Joyce, an MLB umpire since 1987, labeled it "the biggest call" of his career and admitted he got it wrong. Following the game -- which appears in the annals of baseball as a one-hitter -- Joyce met with Galarraga and apologized.

"I have a lot of respect for Jim Joyce for that call because he didn't just assume," Donald said. "He was still putting his best effort forward. I feel like so many times umpires, on anything that's close, it's going to go in the direction of the guy that's throwing the perfect game or no-hitter.

"That took a lot of guts for him to do that. He believed and felt like I was safe. I think that takes a lot of integrity and a lot of conviction in his ability as an umpire to make that call. He didn't think, 'It was close enough; he might be out, he might be safe. I'm just going to call him out, just so I don't have to deal with any kind of backlash.'"

Therein lies the conundrum that umpires face.

Incorrect calls are bound to happen. Human error is a part of the game. All an umpire can do is trust his instincts and avoid being influenced by the situation.

"I've talked to a lot of people in high-pressure jobs -- emergency-room people, police, people in the military," Barrett said. "I'm not comparing our job to that, because they're life and death. But we are in split-second-decision jobs and it's at those times when you just have to sit back and relax and let your training take over."

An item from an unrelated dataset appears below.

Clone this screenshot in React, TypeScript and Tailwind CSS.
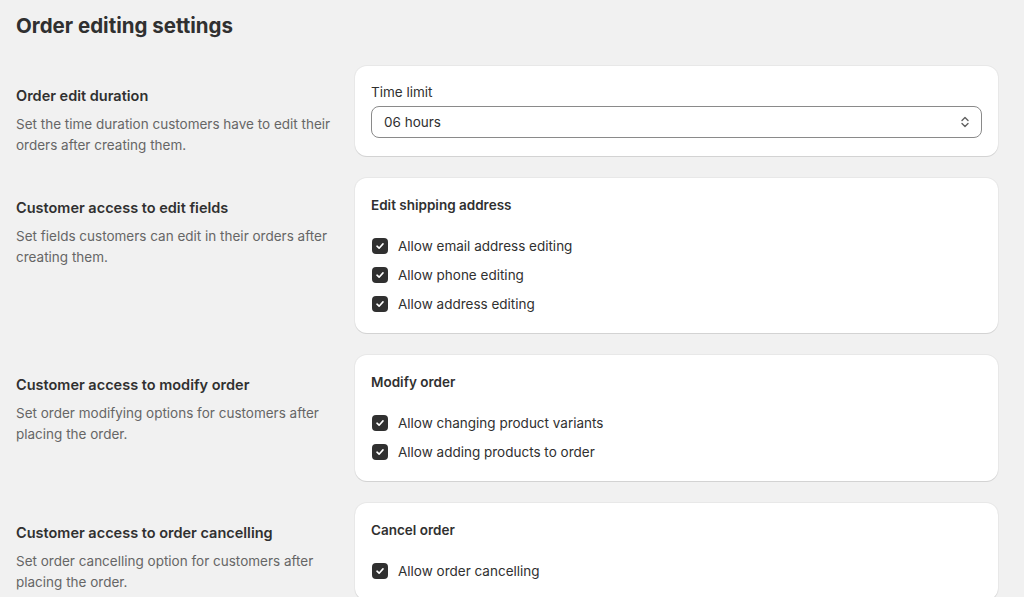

It's not an enviable position.

"You're not in a win-win. You're in a lose-lose," Scott said. "You're expected to get plays right. When you get them right, quite frankly, no one really reacts. They don't say, 'This guy had a no-hitter, and what a great call at the end of the game.' We don't want to be the story. But when you miss a call, you're the story. Now it's the 'What if?' You're thrilled when they're over and nothing has happened, and it's now done and you're not part of the story.

"When it's happening, all you can do is stay as focused as possible and be ready for anything and just hope that you get it right. Even if it means that the no-hitter or perfect game is gone because of your call, if you got the call right, that's what you're supposed to do."